> **AIM OF THE TASK**
Give an exact copy of every line, leaving images out.

- - - - - - -

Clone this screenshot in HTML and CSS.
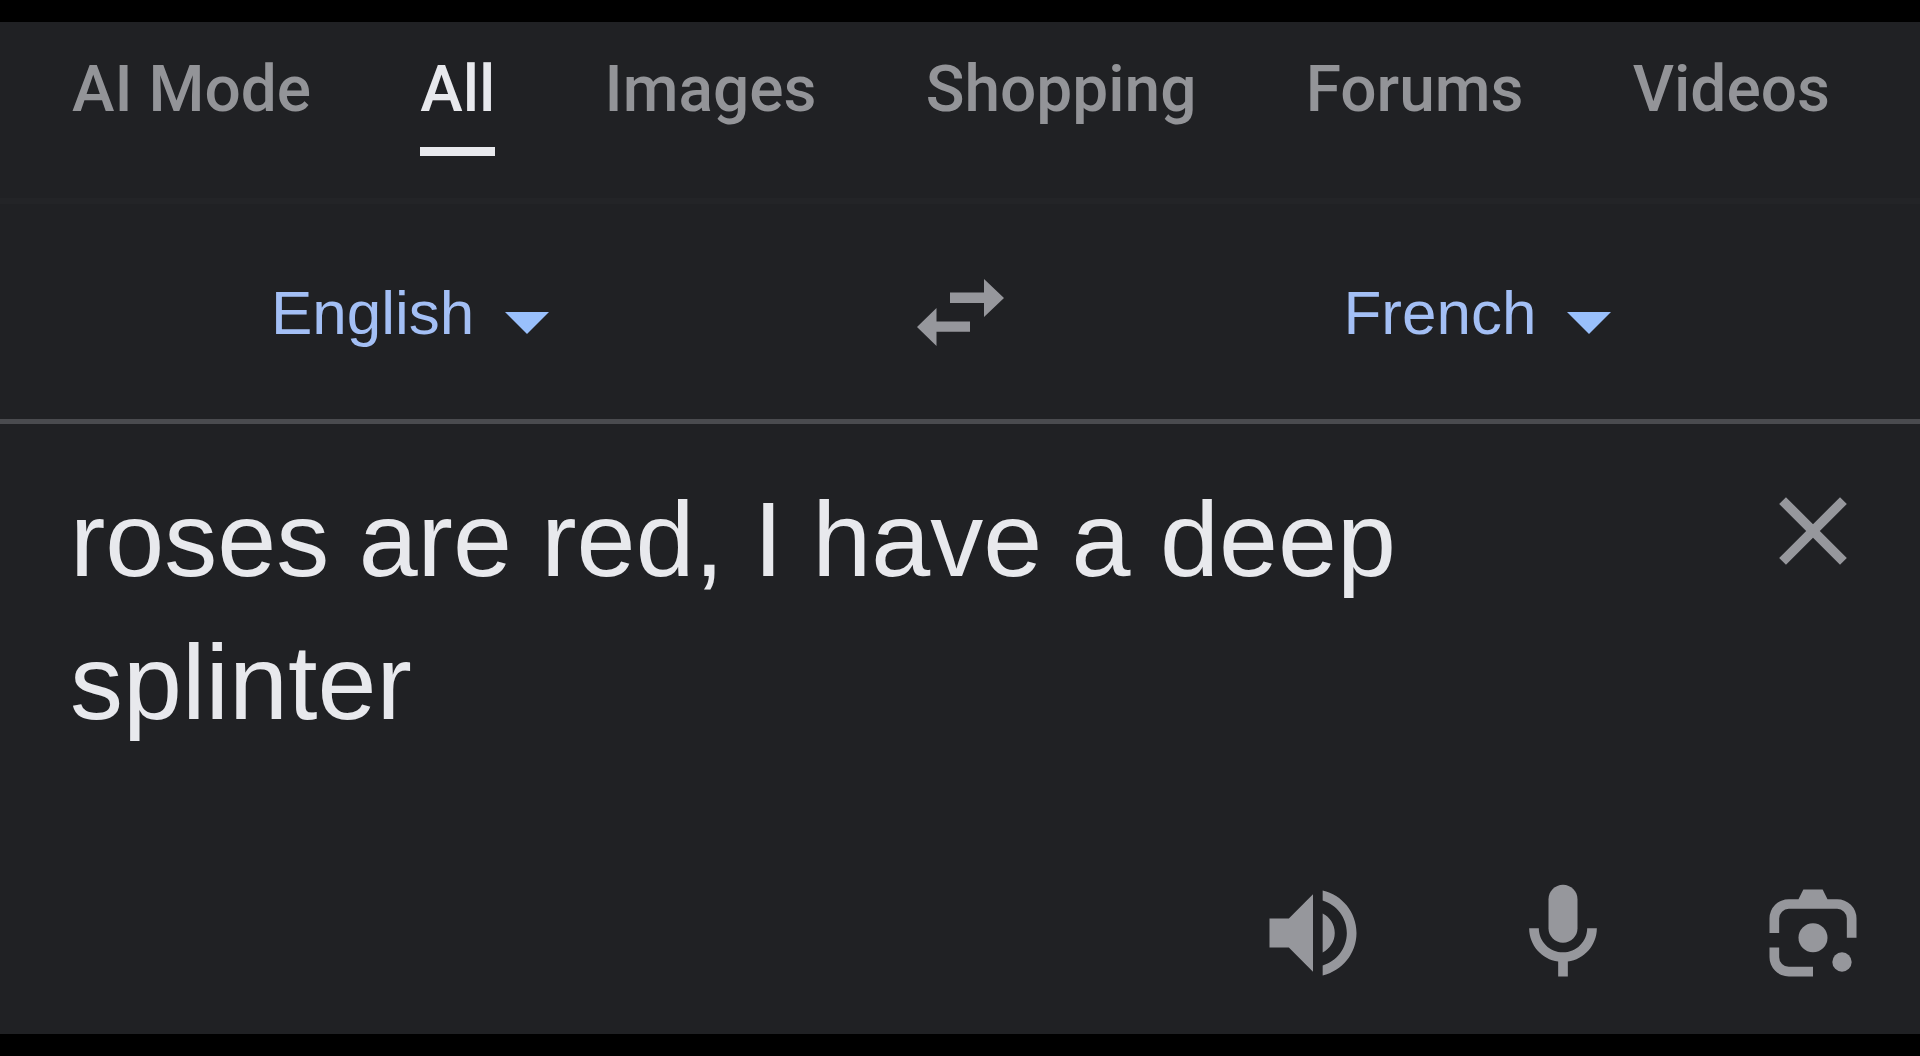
FILE: index.html
```
<!DOCTYPE html>
<html lang="en">
<head>
    <meta charset="UTF-8">
    <meta name="viewport" content="width=device-width, initial-scale=1.0">
    <title>Translate</title>
    <link rel="stylesheet" href="styles.css">
</head>
<body>
    <main class="panel">
        <nav class="tabs">
            <a class="tab" href="#">AI Mode</a>
            <a class="tab active" href="#" aria-current="page">All</a>
            <a class="tab" href="#">Images</a>
            <a class="tab" href="#">Shopping</a>
            <a class="tab" href="#">Forums</a>
            <a class="tab" href="#">Videos</a>
        </nav>

        <div class="languages">
            <div class="language">
                <select class="language-select" id="source-lang" aria-label="Source language">
                    <option>English</option>
                </select>
                <svg class="arrow" viewBox="0 0 44 44"><path d="M0 21h44L22 43z"/></svg>
            </div>
            <button class="swap-btn" type="button" aria-label="Swap languages">
                <svg class="swap-icon" viewBox="0 0 87 67">
                    <path d="M33 13.5h34V0l20 19-20 19V24H33z"/>
                    <path d="M53 42.5v10.3H19.5V67L0 48l19.5-19v13.5z"/>
                </svg>
            </button>
            <div class="language target">
                <select class="language-select" id="target-lang" aria-label="Target language">
                    <option>French</option>
                </select>
                <svg class="arrow" viewBox="0 0 44 44"><path d="M0 21h44L22 43z"/></svg>
            </div>
        </div>

        <div class="source">
            <textarea class="source-text" rows="2" spellcheck="false" aria-label="Source text">roses are red, I have a deep splinter</textarea>
            <button class="icon-btn" type="button" aria-label="Clear text">
                <svg class="icon" viewBox="0 0 24 24"><path d="M19 6.41L17.59 5 12 10.59 6.41 5 5 6.41 10.59 12 5 17.59 6.41 19 12 13.41 17.59 19 19 17.59 13.41 12z"/></svg>
            </button>
        </div>

        <div class="tools">
            <button class="icon-btn" type="button" aria-label="Listen">
                <svg class="icon" viewBox="0 0 24 24"><path d="M3 9v6h4l5 5V4L7 9H3zm13.5 3c0-1.77-1.02-3.29-2.5-4.03v8.05c1.48-.73 2.5-2.25 2.5-4.02zM14 3.23v2.06c2.89.86 5 3.54 5 6.71s-2.11 5.85-5 6.71v2.06c4.01-.91 7-4.49 7-8.77s-2.99-7.86-7-8.77z"/></svg>
            </button>
            <button class="icon-btn" type="button" aria-label="Speak">
                <svg class="icon" viewBox="0 0 24 24"><path d="M12 14c1.66 0 3-1.34 3-3V5c0-1.66-1.34-3-3-3S9 3.34 9 5v6c0 1.66 1.34 3 3 3z"/><path d="M17 11c0 2.76-2.24 5-5 5s-5-2.24-5-5H5c0 3.53 2.61 6.43 6 6.92V21h2v-3.08c3.39-.49 6-3.39 6-6.92h-2z"/></svg>
            </button>
            <button class="icon-btn" type="button" aria-label="Translate an image">
                <svg class="icon" viewBox="0 0 24 24">
                    <path d="M3 12V9a4 4 0 0 1 4-4h2l1-2h4l1 2h2a4 4 0 0 1 4 4v4h-2V9a2 2 0 0 0-2-2H7a2 2 0 0 0-2 2v3z"/>
                    <path d="M3 15h2v2a2 2 0 0 0 2 2h5v2H7a4 4 0 0 1-4-4z"/>
                    <circle cx="12" cy="13" r="3"/>
                    <circle cx="18" cy="18" r="2"/>
                </svg>
            </button>
        </div>
    </main>
</body>
</html>
```

FILE: styles.css
```
* {
    box-sizing: border-box;
}

body {
    margin: 0;
    padding: 22px 0;
    min-height: 100vh;
    display: flex;
    background-color: #000000;
    font-family: "Liberation Sans", Arial, sans-serif;
}

button,
select,
textarea {
    margin: 0;
    padding: 0;
    border: none;
    background: none;
    font-family: inherit;
    outline: none;
}

svg {
    display: block;
    fill: #96979c;
}

.panel {
    flex: 1;
    display: flex;
    flex-direction: column;
    background-color: #202124;
}

/* Search tabs */
.tabs {
    display: flex;
    justify-content: space-between;
    padding: 32px 90px 42px 72px;
    border-bottom: 6px solid #232427;
}

.tab {
    padding-bottom: 21px;
    border-bottom: 9px solid transparent;
    color: #939498;
    font-family: Roboto, sans-serif;
    font-size: 64px;
    font-weight: 500;
    line-height: 72px;
    text-decoration: none;
    white-space: nowrap;
}

.tab.active {
    color: #e8e9ed;
    border-bottom-color: #e8e9ed;
}

/* Language bar */
.languages {
    display: grid;
    grid-template-columns: 1fr 280px 1fr;
    align-items: center;
    height: 220px;
    padding-top: 2px;
    border-bottom: 5px solid #4a4b4f;
}

.language {
    display: flex;
    justify-content: center;
    align-items: center;
    gap: 30px;
}

.language.target {
    padding-right: 66px;
}

.language-select {
    appearance: none;
    color: #a3bff5;
    font-size: 62px;
    line-height: 72px;
    cursor: pointer;
}

.arrow {
    width: 44px;
    height: 44px;
    fill: #99c0fc;
}

.swap-btn {
    justify-self: center;
    cursor: pointer;
}

.swap-icon {
    width: 87px;
    height: 67px;
}

/* Text to translate */
.source {
    display: flex;
    align-items: flex-start;
    justify-content: space-between;
    padding: 44px 49px 0 70px;
}

.source-text {
    flex: 1;
    max-width: 1500px;
    color: #e8e9ed;
    font-size: 106px;
    line-height: 143px;
    resize: none;
    overflow: hidden;
}

.icon-btn {
    cursor: pointer;
}

.source .icon-btn {
    margin-top: 5px;
}

.icon {
    width: 116px;
    height: 116px;
}

.tools {
    display: flex;
    justify-content: flex-end;
    gap: 134px;
    margin-top: auto;
    padding: 0 49px 43px;
}
```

- - - - - - -

> **EXERCISE ANSWER**
Clone this screenshot in HTML and CSS.
FILE: index.html
```
<!DOCTYPE html>
<html lang="en">
<head>
    <meta charset="UTF-8">
    <meta name="viewport" content="width=device-width, initial-scale=1.0">
    <title>Translate</title>
    <link rel="stylesheet" href="styles.css">
</head>
<body>
    <main class="panel">
        <nav class="tabs">
            <a class="tab" href="#">AI Mode</a>
            <a class="tab active" href="#" aria-current="page">All</a>
            <a class="tab" href="#">Images</a>
            <a class="tab" href="#">Shopping</a>
            <a class="tab" href="#">Forums</a>
            <a class="tab" href="#">Videos</a>
        </nav>

        <div class="languages">
            <div class="language">
                <select class="language-select" id="source-lang" aria-label="Source language">
                    <option>English</option>
                </select>
                <svg class="arrow" viewBox="0 0 44 44"><path d="M0 21h44L22 43z"/></svg>
            </div>
            <button class="swap-btn" type="button" aria-label="Swap languages">
                <svg class="swap-icon" viewBox="0 0 87 67">
                    <path d="M33 13.5h34V0l20 19-20 19V24H33z"/>
                    <path d="M53 42.5v10.3H19.5V67L0 48l19.5-19v13.5z"/>
                </svg>
            </button>
            <div class="language target">
                <select class="language-select" id="target-lang" aria-label="Target language">
                    <option>French</option>
                </select>
                <svg class="arrow" viewBox="0 0 44 44"><path d="M0 21h44L22 43z"/></svg>
            </div>
        </div>

        <div class="source">
            <textarea class="source-text" rows="2" spellcheck="false" aria-label="Source text">roses are red, I have a deep splinter</textarea>
            <button class="icon-btn" type="button" aria-label="Clear text">
                <svg class="icon" viewBox="0 0 24 24"><path d="M19 6.41L17.59 5 12 10.59 6.41 5 5 6.41 10.59 12 5 17.59 6.41 19 12 13.41 17.59 19 19 17.59 13.41 12z"/></svg>
            </button>
        </div>

        <div class="tools">
            <button class="icon-btn" type="button" aria-label="Listen">
                <svg class="icon" viewBox="0 0 24 24"><path d="M3 9v6h4l5 5V4L7 9H3zm13.5 3c0-1.77-1.02-3.29-2.5-4.03v8.05c1.48-.73 2.5-2.25 2.5-4.02zM14 3.23v2.06c2.89.86 5 3.54 5 6.71s-2.11 5.85-5 6.71v2.06c4.01-.91 7-4.49 7-8.77s-2.99-7.86-7-8.77z"/></svg>
            </button>
            <button class="icon-btn" type="button" aria-label="Speak">
                <svg class="icon" viewBox="0 0 24 24"><path d="M12 14c1.66 0 3-1.34 3-3V5c0-1.66-1.34-3-3-3S9 3.34 9 5v6c0 1.66 1.34 3 3 3z"/><path d="M17 11c0 2.76-2.24 5-5 5s-5-2.24-5-5H5c0 3.53 2.61 6.43 6 6.92V21h2v-3.08c3.39-.49 6-3.39 6-6.92h-2z"/></svg>
            </button>
            <button class="icon-btn" type="button" aria-label="Translate an image">
                <svg class="icon" viewBox="0 0 24 24">
                    <path d="M3 12V9a4 4 0 0 1 4-4h2l1-2h4l1 2h2a4 4 0 0 1 4 4v4h-2V9a2 2 0 0 0-2-2H7a2 2 0 0 0-2 2v3z"/>
                    <path d="M3 15h2v2a2 2 0 0 0 2 2h5v2H7a4 4 0 0 1-4-4z"/>
                    <circle cx="12" cy="13" r="3"/>
                    <circle cx="18" cy="18" r="2"/>
                </svg>
            </button>
        </div>
    </main>
</body>
</html>
```

FILE: styles.css
```
* {
    box-sizing: border-box;
}

body {
    margin: 0;
    padding: 22px 0;
    min-height: 100vh;
    display: flex;
    background-color: #000000;
    font-family: "Liberation Sans", Arial, sans-serif;
}

button,
select,
textarea {
    margin: 0;
    padding: 0;
    border: none;
    background: none;
    font-family: inherit;
    outline: none;
}

svg {
    display: block;
    fill: #96979c;
}

.panel {
    flex: 1;
    display: flex;
    flex-direction: column;
    background-color: #202124;
}

/* Search tabs */
.tabs {
    display: flex;
    justify-content: space-between;
    padding: 32px 90px 42px 72px;
    border-bottom: 6px solid #232427;
}

.tab {
    padding-bottom: 21px;
    border-bottom: 9px solid transparent;
    color: #939498;
    font-family: Roboto, sans-serif;
    font-size: 64px;
    font-weight: 500;
    line-height: 72px;
    text-decoration: none;
    white-space: nowrap;
}

.tab.active {
    color: #e8e9ed;
    border-bottom-color: #e8e9ed;
}

/* Language bar */
.languages {
    display: grid;
    grid-template-columns: 1fr 280px 1fr;
    align-items: center;
    height: 220px;
    padding-top: 2px;
    border-bottom: 5px solid #4a4b4f;
}

.language {
    display: flex;
    justify-content: center;
    align-items: center;
    gap: 30px;
}

.language.target {
    padding-right: 66px;
}

.language-select {
    appearance: none;
    color: #a3bff5;
    font-size: 62px;
    line-height: 72px;
    cursor: pointer;
}

.arrow {
    width: 44px;
    height: 44px;
    fill: #99c0fc;
}

.swap-btn {
    justify-self: center;
    cursor: pointer;
}

.swap-icon {
    width: 87px;
    height: 67px;
}

/* Text to translate */
.source {
    display: flex;
    align-items: flex-start;
    justify-content: space-between;
    padding: 44px 49px 0 70px;
}

.source-text {
    flex: 1;
    max-width: 1500px;
    color: #e8e9ed;
    font-size: 106px;
    line-height: 143px;
    resize: none;
    overflow: hidden;
}

.icon-btn {
    cursor: pointer;
}

.source .icon-btn {
    margin-top: 5px;
}

.icon {
    width: 116px;
    height: 116px;
}

.tools {
    display: flex;
    justify-content: flex-end;
    gap: 134px;
    margin-top: auto;
    padding: 0 49px 43px;
}
```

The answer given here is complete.